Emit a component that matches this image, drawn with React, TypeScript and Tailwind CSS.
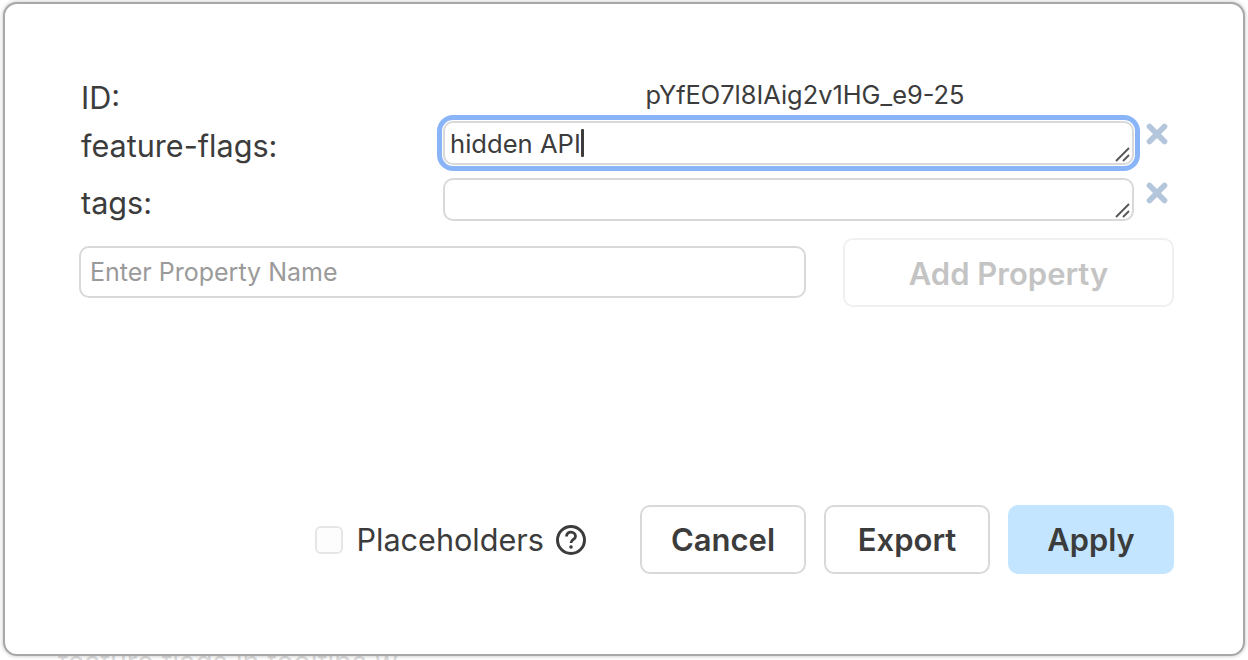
import { X } from 'lucide-react';

function Grip() {
  return (
    <svg width="16" height="16" viewBox="0 0 16 16" className="absolute right-[1px] bottom-[1px] text-[#555555]">
      <path d="M1 15 L14 2 M8 15 L14 9" stroke="currentColor" strokeWidth="1.8" fill="none" />
    </svg>
  );
}

function PropertyRow({ label, value, focused }: { label: string; value?: string; focused?: boolean }) {
  return (
    <div className="flex items-start">
      <div className={`w-[362px] text-[30.6px] leading-[36px] ${focused ? 'pt-[7px]' : 'pt-[7px]'}`}>{label}</div>
      <div
        className={`relative w-[691px] rounded-[10px] border-2 border-[#d9d9d9] pl-[5px] text-[25.6px] ${
          focused ? 'h-[44px] leading-[42px] outline-[5px] outline-[#8ab4f8] outline-offset-[1px]' : 'h-[43px] leading-[38px]'
        }`}
      >
        {value}
        {focused && <span className="inline-block align-[-4px] w-[3px] h-[28px] bg-[#3c3c3c] rounded-[1px]" />}
        <Grip />
      </div>
      <X size={30} strokeWidth={4.5} className={`ml-[8px] text-[#b4c6dc] ${focused ? '-mt-[2px]' : 'mt-0'}`} />
    </div>
  );
}

export default function App() {
  return (
    <div className="relative h-[660px] w-[1248px] overflow-hidden bg-white font-['Inter',sans-serif] text-[#3c3c3c]">
      <div className="pl-[58px] pt-[645px] text-[28.5px] leading-[34px] text-[#dcdcdc]">feature flags in tooltips w</div>
      <div className="absolute left-[3px] top-[2px] flex h-[654px] w-[1242px] flex-col rounded-[14px] border-2 border-[#a8a8a8] bg-white pl-[76px] pr-[69px] pt-[74px] shadow-[0_0_4px_rgba(0,0,0,0.25)]">
        <div className="flex items-center h-[42px]">
          <div className="w-[362px] -mt-[2px] text-[30.6px] leading-[36px]">ID:</div>
          <div className="w-[692px] pl-[32px] text-center text-[25.4px] leading-[30px] -mt-[8px]">pYfEO7l8IAig2v1HG_e9-25</div>
        </div>
        <div className="mt-[1px]">
          <PropertyRow label="feature-flags:" value="hidden API" focused />
        </div>
        <div className="mt-[13px]">
          <PropertyRow label="tags:" />
        </div>
        <div className="mt-[25px] flex items-start">
          <input
            readOnly
            placeholder="Enter Property Name"
            className="-ml-[2px] h-[52px] w-[727px] rounded-[10px] border-2 border-[#d9d9d9] px-[9px] text-[25px] outline-none placeholder:text-[#9a9a9a]"
          />
          <button className="ml-[37px] -mt-[8px] h-[69px] w-[331px] rounded-[10px] border-2 border-[#f0f0f0] pt-[3px] text-[31px] font-semibold text-[#c4c4c4]">
            Add Property
          </button>
        </div>
        <div className="mt-auto mb-[80px] flex items-center justify-end">
          <div className="mr-[13px] h-[28px] w-[28px] rounded-[6px] border-2 border-[#e6e6e6] bg-[#fdfdfd]" />
          <span className="text-[30.6px] leading-[36px]">Placeholders</span>
          <svg width="32" height="32" viewBox="0 0 32 32" className="ml-[11px]" fill="none">
            <circle cx="16" cy="16" r="13.5" stroke="#3c3c3c" strokeWidth="3" />
            <path d="M11.5 12.5 C11.5 6.5 20.5 7 20.5 12.5 C20.5 15.5 16 15.5 16 19" stroke="#3c3c3c" strokeWidth="2.8" />
            <circle cx="16" cy="23" r="1.8" fill="#3c3c3c" />
          </svg>
          <button className="ml-[53px] h-[69px] w-[166px] rounded-[10px] border-2 border-[#d9d9d9] pt-[2px] text-[31px] font-semibold">Cancel</button>
          <button className="ml-[18px] h-[69px] w-[166px] rounded-[10px] border-2 border-[#d9d9d9] pt-[2px] text-[31px] font-semibold">Export</button>
          <button className="ml-[18px] h-[69px] w-[166px] rounded-[10px] bg-[#c3e5ff] pt-[2px] text-[30.8px] font-semibold">Apply</button>
        </div>
      </div>
    </div>
  );
}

== PROBLEM ==
Omit the pictures and reproduce the listing exactly.

== TASK RESULT ==
Emit a component that matches this image, drawn with React, TypeScript and Tailwind CSS.
import { X } from 'lucide-react';

function Grip() {
  return (
    <svg width="16" height="16" viewBox="0 0 16 16" className="absolute right-[1px] bottom-[1px] text-[#555555]">
      <path d="M1 15 L14 2 M8 15 L14 9" stroke="currentColor" strokeWidth="1.8" fill="none" />
    </svg>
  );
}

function PropertyRow({ label, value, focused }: { label: string; value?: string; focused?: boolean }) {
  return (
    <div className="flex items-start">
      <div className={`w-[362px] text-[30.6px] leading-[36px] ${focused ? 'pt-[7px]' : 'pt-[7px]'}`}>{label}</div>
      <div
        className={`relative w-[691px] rounded-[10px] border-2 border-[#d9d9d9] pl-[5px] text-[25.6px] ${
          focused ? 'h-[44px] leading-[42px] outline-[5px] outline-[#8ab4f8] outline-offset-[1px]' : 'h-[43px] leading-[38px]'
        }`}
      >
        {value}
        {focused && <span className="inline-block align-[-4px] w-[3px] h-[28px] bg-[#3c3c3c] rounded-[1px]" />}
        <Grip />
      </div>
      <X size={30} strokeWidth={4.5} className={`ml-[8px] text-[#b4c6dc] ${focused ? '-mt-[2px]' : 'mt-0'}`} />
    </div>
  );
}

export default function App() {
  return (
    <div className="relative h-[660px] w-[1248px] overflow-hidden bg-white font-['Inter',sans-serif] text-[#3c3c3c]">
      <div className="pl-[58px] pt-[645px] text-[28.5px] leading-[34px] text-[#dcdcdc]">feature flags in tooltips w</div>
      <div className="absolute left-[3px] top-[2px] flex h-[654px] w-[1242px] flex-col rounded-[14px] border-2 border-[#a8a8a8] bg-white pl-[76px] pr-[69px] pt-[74px] shadow-[0_0_4px_rgba(0,0,0,0.25)]">
        <div className="flex items-center h-[42px]">
          <div className="w-[362px] -mt-[2px] text-[30.6px] leading-[36px]">ID:</div>
          <div className="w-[692px] pl-[32px] text-center text-[25.4px] leading-[30px] -mt-[8px]">pYfEO7l8IAig2v1HG_e9-25</div>
        </div>
        <div className="mt-[1px]">
          <PropertyRow label="feature-flags:" value="hidden API" focused />
        </div>
        <div className="mt-[13px]">
          <PropertyRow label="tags:" />
        </div>
        <div className="mt-[25px] flex items-start">
          <input
            readOnly
            placeholder="Enter Property Name"
            className="-ml-[2px] h-[52px] w-[727px] rounded-[10px] border-2 border-[#d9d9d9] px-[9px] text-[25px] outline-none placeholder:text-[#9a9a9a]"
          />
          <button className="ml-[37px] -mt-[8px] h-[69px] w-[331px] rounded-[10px] border-2 border-[#f0f0f0] pt-[3px] text-[31px] font-semibold text-[#c4c4c4]">
            Add Property
          </button>
        </div>
        <div className="mt-auto mb-[80px] flex items-center justify-end">
          <div className="mr-[13px] h-[28px] w-[28px] rounded-[6px] border-2 border-[#e6e6e6] bg-[#fdfdfd]" />
          <span className="text-[30.6px] leading-[36px]">Placeholders</span>
          <svg width="32" height="32" viewBox="0 0 32 32" className="ml-[11px]" fill="none">
            <circle cx="16" cy="16" r="13.5" stroke="#3c3c3c" strokeWidth="3" />
            <path d="M11.5 12.5 C11.5 6.5 20.5 7 20.5 12.5 C20.5 15.5 16 15.5 16 19" stroke="#3c3c3c" strokeWidth="2.8" />
            <circle cx="16" cy="23" r="1.8" fill="#3c3c3c" />
          </svg>
          <button className="ml-[53px] h-[69px] w-[166px] rounded-[10px] border-2 border-[#d9d9d9] pt-[2px] text-[31px] font-semibold">Cancel</button>
          <button className="ml-[18px] h-[69px] w-[166px] rounded-[10px] border-2 border-[#d9d9d9] pt-[2px] text-[31px] font-semibold">Export</button>
          <button className="ml-[18px] h-[69px] w-[166px] rounded-[10px] bg-[#c3e5ff] pt-[2px] text-[30.8px] font-semibold">Apply</button>
        </div>
      </div>
    </div>
  );
}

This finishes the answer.